Business in America, on the other hand, holds to a modified laissez-faire philosophy. It asserts that if it is given a free hand, lower taxes, and Government aid and encouragement, it can solve the economic problem of the United States, put the unemployed back to work and raise the general standard of living in America.

Whether that is true or not nobody really knows. Its opponents charge that business had absolute control of America from 1920 to 1932, and ended in disaster. But business men generally believe in it absolutely, blame the New Deal for the fact that unemployment has not been solved, assert that the New Deal has choked recovery. Result is hatred between business and Government--capital and Government opposed.

And in that situation, the only rational thing to do seems to be to put it to the test, to give business the chance it demands, and at the same time the full responsibility.

Mr. Willkie is the candidate of business. He is also to a large extent the candidate of the middle class as a whole, save the liberal wing of that class. And many liberals are backing him, others are on the fence. But above all, he is the candidate of business, as witness the fact that party lines are rapidly breaking down in the South itself and that business men are flocking to his standard.

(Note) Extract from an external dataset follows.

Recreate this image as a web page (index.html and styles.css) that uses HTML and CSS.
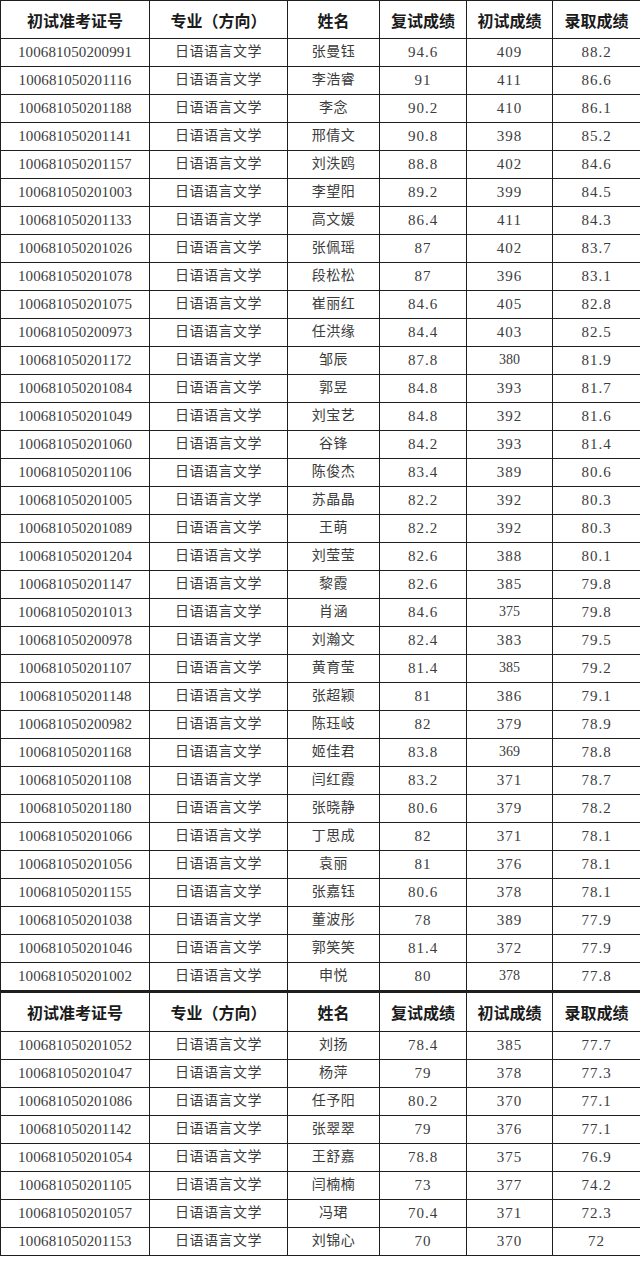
FILE: index.html
```html
<!DOCTYPE html>
<html lang="zh">
<head>
<meta charset="utf-8">
<link rel="stylesheet" href="styles.css">
</head>
<body>
<table class="grid">
<colgroup><col class="c1"><col class="c2"><col class="c3"><col class="c4"><col class="c5"><col class="c6"></colgroup>
<thead>
<tr class="head"><th>初试准考证号</th><th>专业（方向）</th><th>姓名</th><th>复试成绩</th><th>初试成绩</th><th>录取成绩</th></tr>
</thead>
<tbody>
<tr><td class="id">100681050200991</td><td>日语语言文学</td><td>张曼钰</td><td class="n">94.6</td><td class="n">409</td><td class="n">88.2</td></tr>
<tr><td class="id">100681050201116</td><td>日语语言文学</td><td>李浩睿</td><td class="n">91</td><td class="n">411</td><td class="n">86.6</td></tr>
<tr><td class="id">100681050201188</td><td>日语语言文学</td><td>李念</td><td class="n">90.2</td><td class="n">410</td><td class="n">86.1</td></tr>
<tr><td class="id">100681050201141</td><td>日语语言文学</td><td>邢倩文</td><td class="n">90.8</td><td class="n">398</td><td class="n">85.2</td></tr>
<tr><td class="id">100681050201157</td><td>日语语言文学</td><td>刘泆鸥</td><td class="n">88.8</td><td class="n">402</td><td class="n">84.6</td></tr>
<tr><td class="id">100681050201003</td><td>日语语言文学</td><td>李望阳</td><td class="n">89.2</td><td class="n">399</td><td class="n">84.5</td></tr>
<tr><td class="id">100681050201133</td><td>日语语言文学</td><td>高文媛</td><td class="n">86.4</td><td class="n">411</td><td class="n">84.3</td></tr>
<tr><td class="id">100681050201026</td><td>日语语言文学</td><td>张佩瑶</td><td class="n">87</td><td class="n">402</td><td class="n">83.7</td></tr>
<tr><td class="id">100681050201078</td><td>日语语言文学</td><td>段松松</td><td class="n">87</td><td class="n">396</td><td class="n">83.1</td></tr>
<tr><td class="id">100681050201075</td><td>日语语言文学</td><td>崔丽红</td><td class="n">84.6</td><td class="n">405</td><td class="n">82.8</td></tr>
<tr><td class="id">100681050200973</td><td>日语语言文学</td><td>任洪缘</td><td class="n">84.4</td><td class="n">403</td><td class="n">82.5</td></tr>
<tr><td class="id">100681050201172</td><td>日语语言文学</td><td>邹辰</td><td class="n">87.8</td><td class="n sm">380</td><td class="n">81.9</td></tr>
<tr><td class="id">100681050201084</td><td>日语语言文学</td><td>郭昱</td><td class="n">84.8</td><td class="n">393</td><td class="n">81.7</td></tr>
<tr><td class="id">100681050201049</td><td>日语语言文学</td><td>刘宝艺</td><td class="n">84.8</td><td class="n">392</td><td class="n">81.6</td></tr>
<tr><td class="id">100681050201060</td><td>日语语言文学</td><td>谷锋</td><td class="n">84.2</td><td class="n">393</td><td class="n">81.4</td></tr>
<tr><td class="id">100681050201106</td><td>日语语言文学</td><td>陈俊杰</td><td class="n">83.4</td><td class="n">389</td><td class="n">80.6</td></tr>
<tr><td class="id">100681050201005</td><td>日语语言文学</td><td>苏晶晶</td><td class="n">82.2</td><td class="n">392</td><td class="n">80.3</td></tr>
<tr><td class="id">100681050201089</td><td>日语语言文学</td><td>王萌</td><td class="n">82.2</td><td class="n">392</td><td class="n">80.3</td></tr>
<tr><td class="id">100681050201204</td><td>日语语言文学</td><td>刘莹莹</td><td class="n">82.6</td><td class="n">388</td><td class="n">80.1</td></tr>
<tr><td class="id">100681050201147</td><td>日语语言文学</td><td>黎霞</td><td class="n">82.6</td><td class="n">385</td><td class="n">79.8</td></tr>
<tr><td class="id">100681050201013</td><td>日语语言文学</td><td>肖涵</td><td class="n">84.6</td><td class="n sm">375</td><td class="n">79.8</td></tr>
<tr><td class="id">100681050200978</td><td>日语语言文学</td><td>刘瀚文</td><td class="n">82.4</td><td class="n">383</td><td class="n">79.5</td></tr>
<tr><td class="id">100681050201107</td><td>日语语言文学</td><td>黄育莹</td><td class="n">81.4</td><td class="n sm">385</td><td class="n">79.2</td></tr>
<tr><td class="id">100681050201148</td><td>日语语言文学</td><td>张超颖</td><td class="n">81</td><td class="n">386</td><td class="n">79.1</td></tr>
<tr><td class="id">100681050200982</td><td>日语语言文学</td><td>陈珏岐</td><td class="n">82</td><td class="n">379</td><td class="n">78.9</td></tr>
<tr><td class="id">100681050201168</td><td>日语语言文学</td><td>姬佳君</td><td class="n">83.8</td><td class="n sm">369</td><td class="n">78.8</td></tr>
<tr><td class="id">100681050201108</td><td>日语语言文学</td><td>闫红霞</td><td class="n">83.2</td><td class="n">371</td><td class="n">78.7</td></tr>
<tr><td class="id">100681050201180</td><td>日语语言文学</td><td>张晓静</td><td class="n">80.6</td><td class="n">379</td><td class="n">78.2</td></tr>
<tr><td class="id">100681050201066</td><td>日语语言文学</td><td>丁思成</td><td class="n">82</td><td class="n">371</td><td class="n">78.1</td></tr>
<tr><td class="id">100681050201056</td><td>日语语言文学</td><td>袁丽</td><td class="n">81</td><td class="n">376</td><td class="n">78.1</td></tr>
<tr><td class="id">100681050201155</td><td>日语语言文学</td><td>张嘉钰</td><td class="n">80.6</td><td class="n">378</td><td class="n">78.1</td></tr>
<tr><td class="id">100681050201038</td><td>日语语言文学</td><td>董波彤</td><td class="n">78</td><td class="n">389</td><td class="n">77.9</td></tr>
<tr><td class="id">100681050201046</td><td>日语语言文学</td><td>郭笑笑</td><td class="n">81.4</td><td class="n">372</td><td class="n">77.9</td></tr>
<tr><td class="id">100681050201002</td><td>日语语言文学</td><td>申悦</td><td class="n">80</td><td class="n sm">378</td><td class="n">77.8</td></tr>
</tbody>
</table>
<table class="grid second">
<colgroup><col class="c1"><col class="c2"><col class="c3"><col class="c4"><col class="c5"><col class="c6"></colgroup>
<thead>
<tr class="head head2"><th>初试准考证号</th><th>专业（方向）</th><th>姓名</th><th>复试成绩</th><th>初试成绩</th><th>录取成绩</th></tr>
</thead>
<tbody>
<tr><td class="id">100681050201052</td><td>日语语言文学</td><td>刘扬</td><td class="n">78.4</td><td class="n">385</td><td class="n">77.7</td></tr>
<tr><td class="id">100681050201047</td><td>日语语言文学</td><td>杨萍</td><td class="n">79</td><td class="n">378</td><td class="n">77.3</td></tr>
<tr><td class="id">100681050201086</td><td>日语语言文学</td><td>任予阳</td><td class="n">80.2</td><td class="n">370</td><td class="n">77.1</td></tr>
<tr><td class="id">100681050201142</td><td>日语语言文学</td><td>张翠翠</td><td class="n">79</td><td class="n">376</td><td class="n">77.1</td></tr>
<tr><td class="id">100681050201054</td><td>日语语言文学</td><td>王舒嘉</td><td class="n">78.8</td><td class="n">375</td><td class="n">76.9</td></tr>
<tr><td class="id">100681050201105</td><td>日语语言文学</td><td>闫楠楠</td><td class="n">73</td><td class="n">377</td><td class="n">74.2</td></tr>
<tr><td class="id">100681050201057</td><td>日语语言文学</td><td>冯珺</td><td class="n">70.4</td><td class="n">371</td><td class="n">72.3</td></tr>
<tr><td class="id">100681050201153</td><td>日语语言文学</td><td>刘锦心</td><td class="n">70</td><td class="n">370</td><td class="n">72</td></tr>
</tbody>
</table>
</body>
</html>
```

FILE: styles.css
```css
html, body {
  margin: 0;
  padding: 0;
  background: #ffffff;
}

.grid {
  border-collapse: collapse;
  table-layout: fixed;
  width: 640px;
  margin: 0;
}

.c1 { width: 149px; }
.c2 { width: 138px; }
.c3 { width: 92px; }
.c4 { width: 87px; }
.c5 { width: 86px; }
.c6 { width: 88px; }

.grid th,
.grid td {
  border: 1px solid #1e1e1e;
  padding: 0;
  text-align: center;
  vertical-align: middle;
  white-space: nowrap;
  overflow: hidden;
}

.grid th {
  height: 37px;
  line-height: 20px;
  font-family: "Noto Sans CJK SC", sans-serif;
  font-weight: 700;
  font-size: 16px;
  color: #1a1a1a;
}

.head2 th {
  height: 38px;
}

.second {
  border-top: 2px solid #1e1e1e;
}

.grid td {
  height: 26px;
  line-height: 18px;
  padding-bottom: 1px;
  font-family: "Liberation Serif", "Noto Sans CJK SC", serif;
  font-size: 14px;
  color: #3c3c3c;
  letter-spacing: 0.5px;
}

.grid td.id {
  font-size: 15px;
  letter-spacing: 0.1px;
}

.grid td.n {
  font-size: 15px;
  letter-spacing: 1px;
}

.grid td.n.sm {
  font-size: 14px;
  letter-spacing: 0;
}
```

Mr. Willkie is obviously an able man. Moreover, he is an honest one. There is no question of mere selfishness or serving fat cats in his case. The American people generally expect nothing but that he will approach his task in the spirit of good will. Moreover, he gives every sign of being aware of the conditions of the modern world and the difficulties of trying to make any sort of laissez-faire system serve the people in it, especially with Hitlerism to be dealt with. In short, an ideal man to put the matter to the test.

If he succeeds, he will certainly command the gratitude of all Americans. If the laissez-faire idea will not work, we shall at least know finally and conclusively where we stand.